## SOURCE MATERIAL
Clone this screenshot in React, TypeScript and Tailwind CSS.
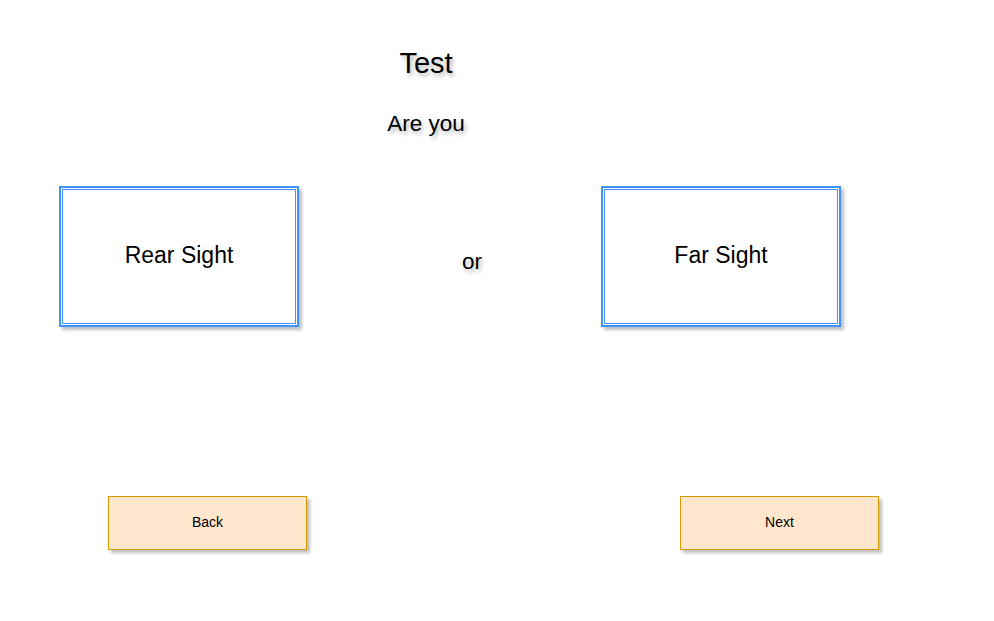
import React from "react";

function Choice({ label }: { label: string }) {
  return (
    <div className="w-[240px] h-[141px] border-2 border-[#3f94ff] p-px bg-white shadow-[3px_3px_3px_rgba(0,0,0,0.25)] shrink-0">
      <div className="w-full h-full border border-[#3f94ff] flex items-center justify-center text-[23px] leading-[26px] pb-[3px] text-black">
        {label}
      </div>
    </div>
  );
}

function Btn({ label }: { label: string }) {
  return (
    <div className="w-[199px] h-[54px] border border-[#d79b00] bg-[#ffe6cc] shadow-[3px_3px_3px_rgba(0,0,0,0.25)] flex items-center justify-center text-[14px] pb-[2px] text-black shrink-0">
      {label}
    </div>
  );
}

export default function App() {
  return (
    <div
      className="w-[994px] h-[621px] bg-white overflow-hidden flex flex-col"
      style={{ fontFamily: '"Liberation Sans", Arial, sans-serif' }}
    >
      <div className="w-[852px] text-center text-[29px] leading-[32px] mt-[47px] text-black [text-shadow:2px_3px_4px_rgba(0,0,0,0.3)]">
        Test
      </div>
      <div className="w-[852px] text-center text-[22.5px] leading-[26px] mt-[32px] text-black [text-shadow:2px_3px_4px_rgba(0,0,0,0.3)]">
        Are you
      </div>
      <div className="flex flex-row mt-[49px] pl-[59px]">
        <Choice label="Rear Sight" />
        <div className="w-[302px] shrink-0 flex">
          <div className="ml-[163px] mt-[63px] text-[22.5px] leading-[26px] text-black [text-shadow:2px_3px_4px_rgba(0,0,0,0.3)]">
            or
          </div>
        </div>
        <Choice label="Far Sight" />
      </div>
      <div className="flex flex-row mt-[169px] pl-[108px] gap-[373px]">
        <Btn label="Back" />
        <Btn label="Next" />
      </div>
    </div>
  );
}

## SHORT EXERCISE
Reproduce every line of the material precisely, omitting its pictures.

## FULL ANSWER
Clone this screenshot in React, TypeScript and Tailwind CSS.
import React from "react";

function Choice({ label }: { label: string }) {
  return (
    <div className="w-[240px] h-[141px] border-2 border-[#3f94ff] p-px bg-white shadow-[3px_3px_3px_rgba(0,0,0,0.25)] shrink-0">
      <div className="w-full h-full border border-[#3f94ff] flex items-center justify-center text-[23px] leading-[26px] pb-[3px] text-black">
        {label}
      </div>
    </div>
  );
}

function Btn({ label }: { label: string }) {
  return (
    <div className="w-[199px] h-[54px] border border-[#d79b00] bg-[#ffe6cc] shadow-[3px_3px_3px_rgba(0,0,0,0.25)] flex items-center justify-center text-[14px] pb-[2px] text-black shrink-0">
      {label}
    </div>
  );
}

export default function App() {
  return (
    <div
      className="w-[994px] h-[621px] bg-white overflow-hidden flex flex-col"
      style={{ fontFamily: '"Liberation Sans", Arial, sans-serif' }}
    >
      <div className="w-[852px] text-center text-[29px] leading-[32px] mt-[47px] text-black [text-shadow:2px_3px_4px_rgba(0,0,0,0.3)]">
        Test
      </div>
      <div className="w-[852px] text-center text-[22.5px] leading-[26px] mt-[32px] text-black [text-shadow:2px_3px_4px_rgba(0,0,0,0.3)]">
        Are you
      </div>
      <div className="flex flex-row mt-[49px] pl-[59px]">
        <Choice label="Rear Sight" />
        <div className="w-[302px] shrink-0 flex">
          <div className="ml-[163px] mt-[63px] text-[22.5px] leading-[26px] text-black [text-shadow:2px_3px_4px_rgba(0,0,0,0.3)]">
            or
          </div>
        </div>
        <Choice label="Far Sight" />
      </div>
      <div className="flex flex-row mt-[169px] pl-[108px] gap-[373px]">
        <Btn label="Back" />
        <Btn label="Next" />
      </div>
    </div>
  );
}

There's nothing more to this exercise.